• _Data lines_
****

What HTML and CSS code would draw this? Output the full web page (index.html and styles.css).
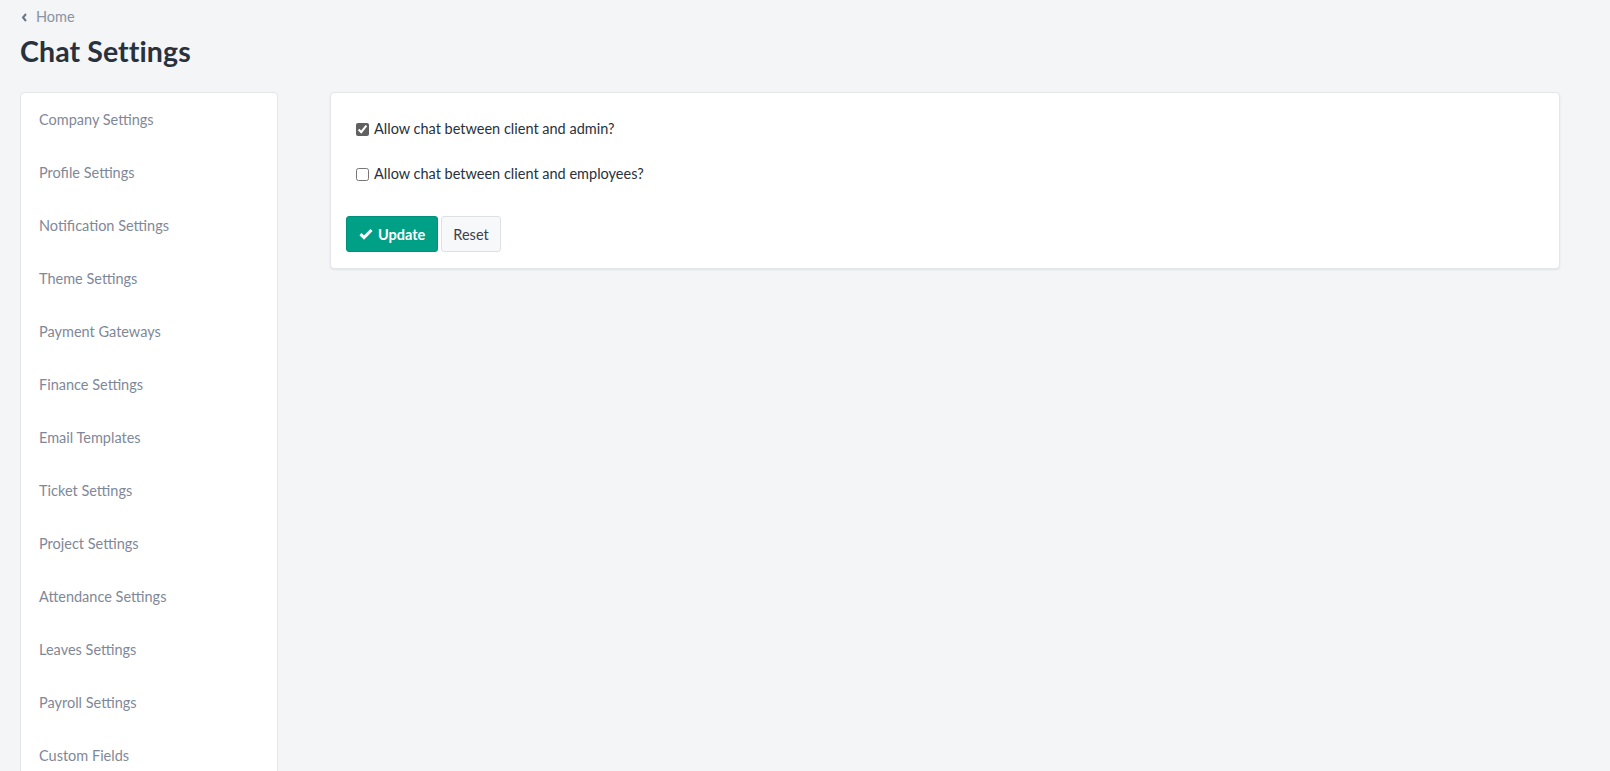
FILE: index.html
```html
<!DOCTYPE html>
<html>
<head>
<meta charset="utf-8">
<title>Chat Settings</title>
<link rel="stylesheet" href="styles.css">
</head>
<body>

<div class="page">
    <div class="crumb">
        <svg class="crumb-ico" width="7" height="9" viewBox="0 0 7 9"><path d="M5 1 L2 4.5 L5 8" fill="none" stroke="#6b7485" stroke-width="2"/></svg>
        <a href="#">Home</a>
    </div>
    <h1 class="title">Chat Settings</h1>

    <div class="cols">
        <ul class="side">
            <li><a href="#">Company Settings</a></li>
            <li><a href="#">Profile Settings</a></li>
            <li><a href="#">Notification Settings</a></li>
            <li><a href="#">Theme Settings</a></li>
            <li><a href="#">Payment Gateways</a></li>
            <li><a href="#">Finance Settings</a></li>
            <li><a href="#">Email Templates</a></li>
            <li><a href="#">Ticket Settings</a></li>
            <li><a href="#">Project Settings</a></li>
            <li><a href="#">Attendance Settings</a></li>
            <li><a href="#">Leaves Settings</a></li>
            <li><a href="#">Payroll Settings</a></li>
            <li><a href="#">Custom Fields</a></li>
        </ul>

        <div class="main">
            <form class="card">
                <label class="chk"><input type="checkbox" checked> Allow chat between client and admin?</label>
                <label class="chk"><input type="checkbox"> Allow chat between client and employees?</label>
                <div class="btns">
                    <button type="button" class="btn btn-ok">
                        <svg width="14" height="12" viewBox="0 0 14 12"><path d="M1.5 6.2 L5 9.6 L12.5 2" fill="none" stroke="#fff" stroke-width="3"/></svg>
                        Update
                    </button>
                    <button type="reset" class="btn btn-reset">Reset</button>
                </div>
            </form>
        </div>
    </div>
</div>

</body>
</html>
```

FILE: styles.css
```css
body,h1,ul,li{margin:0;padding:0;}
li{list-style:none;}
a{text-decoration:none;}
body{background:#f4f5f7;font:14.5px/1.4 Lato,"Open Sans",sans-serif;color:#28313c;overflow:hidden;}

.page{padding:8px 50px 0 20px;}
.crumb{display:flex;align-items:center;gap:8px;height:18px;padding-left:1px;}
.crumb a{color:#8a93a3;font-size:14.5px;}
.title{font-size:28.5px;font-weight:700;color:#28313c;line-height:34px;margin:8px 0 24px;letter-spacing:0.1px;}

.cols{display:grid;grid-template-columns:258px 1fr;gap:52px;align-items:start;}

.side{background:#fff;border:1px solid #e3e6ea;border-radius:4px;padding-bottom:60px;}
.side li{height:53px;line-height:53px;padding:0 18px;}
.side a{color:#7f8899;font-size:14.5px;}

.card{background:#fff;border:1px solid #e3e6ea;border-radius:4px;box-shadow:0 1px 2px rgba(0,0,0,.08);padding:25px 15px 16px;}
.chk{display:flex;align-items:center;height:22px;padding-left:10px;margin-bottom:23px;font-size:14.5px;color:#28313c;}
.chk input{width:13px;height:13px;margin:0 5px 0 0;accent-color:#606060;}
.btns{display:flex;gap:3px;margin-top:31px;}
.btn{height:36px;border-radius:3px;font:14.5px Lato,"Open Sans",sans-serif;cursor:pointer;display:flex;align-items:center;gap:5px;}
.btn-ok{background:#00a086;border:1px solid #00917a;color:#fff;font-weight:700;padding:0 12px;}
.btn-reset{background:#f7f8fa;border:1px solid #dde0e5;color:#3a424d;padding:0 11px;}
```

****

• _Task instructions_
Reproduce the material word for word. Any pictures should be left out of the copy.

• _Final result_
What HTML and CSS code would draw this? Output the full web page (index.html and styles.css).
FILE: index.html
```html
<!DOCTYPE html>
<html>
<head>
<meta charset="utf-8">
<title>Chat Settings</title>
<link rel="stylesheet" href="styles.css">
</head>
<body>

<div class="page">
    <div class="crumb">
        <svg class="crumb-ico" width="7" height="9" viewBox="0 0 7 9"><path d="M5 1 L2 4.5 L5 8" fill="none" stroke="#6b7485" stroke-width="2"/></svg>
        <a href="#">Home</a>
    </div>
    <h1 class="title">Chat Settings</h1>

    <div class="cols">
        <ul class="side">
            <li><a href="#">Company Settings</a></li>
            <li><a href="#">Profile Settings</a></li>
            <li><a href="#">Notification Settings</a></li>
            <li><a href="#">Theme Settings</a></li>
            <li><a href="#">Payment Gateways</a></li>
            <li><a href="#">Finance Settings</a></li>
            <li><a href="#">Email Templates</a></li>
            <li><a href="#">Ticket Settings</a></li>
            <li><a href="#">Project Settings</a></li>
            <li><a href="#">Attendance Settings</a></li>
            <li><a href="#">Leaves Settings</a></li>
            <li><a href="#">Payroll Settings</a></li>
            <li><a href="#">Custom Fields</a></li>
        </ul>

        <div class="main">
            <form class="card">
                <label class="chk"><input type="checkbox" checked> Allow chat between client and admin?</label>
                <label class="chk"><input type="checkbox"> Allow chat between client and employees?</label>
                <div class="btns">
                    <button type="button" class="btn btn-ok">
                        <svg width="14" height="12" viewBox="0 0 14 12"><path d="M1.5 6.2 L5 9.6 L12.5 2" fill="none" stroke="#fff" stroke-width="3"/></svg>
                        Update
                    </button>
                    <button type="reset" class="btn btn-reset">Reset</button>
                </div>
            </form>
        </div>
    </div>
</div>

</body>
</html>
```

FILE: styles.css
```css
body,h1,ul,li{margin:0;padding:0;}
li{list-style:none;}
a{text-decoration:none;}
body{background:#f4f5f7;font:14.5px/1.4 Lato,"Open Sans",sans-serif;color:#28313c;overflow:hidden;}

.page{padding:8px 50px 0 20px;}
.crumb{display:flex;align-items:center;gap:8px;height:18px;padding-left:1px;}
.crumb a{color:#8a93a3;font-size:14.5px;}
.title{font-size:28.5px;font-weight:700;color:#28313c;line-height:34px;margin:8px 0 24px;letter-spacing:0.1px;}

.cols{display:grid;grid-template-columns:258px 1fr;gap:52px;align-items:start;}

.side{background:#fff;border:1px solid #e3e6ea;border-radius:4px;padding-bottom:60px;}
.side li{height:53px;line-height:53px;padding:0 18px;}
.side a{color:#7f8899;font-size:14.5px;}

.card{background:#fff;border:1px solid #e3e6ea;border-radius:4px;box-shadow:0 1px 2px rgba(0,0,0,.08);padding:25px 15px 16px;}
.chk{display:flex;align-items:center;height:22px;padding-left:10px;margin-bottom:23px;font-size:14.5px;color:#28313c;}
.chk input{width:13px;height:13px;margin:0 5px 0 0;accent-color:#606060;}
.btns{display:flex;gap:3px;margin-top:31px;}
.btn{height:36px;border-radius:3px;font:14.5px Lato,"Open Sans",sans-serif;cursor:pointer;display:flex;align-items:center;gap:5px;}
.btn-ok{background:#00a086;border:1px solid #00917a;color:#fff;font-weight:700;padding:0 12px;}
.btn-reset{background:#f7f8fa;border:1px solid #dde0e5;color:#3a424d;padding:0 11px;}
```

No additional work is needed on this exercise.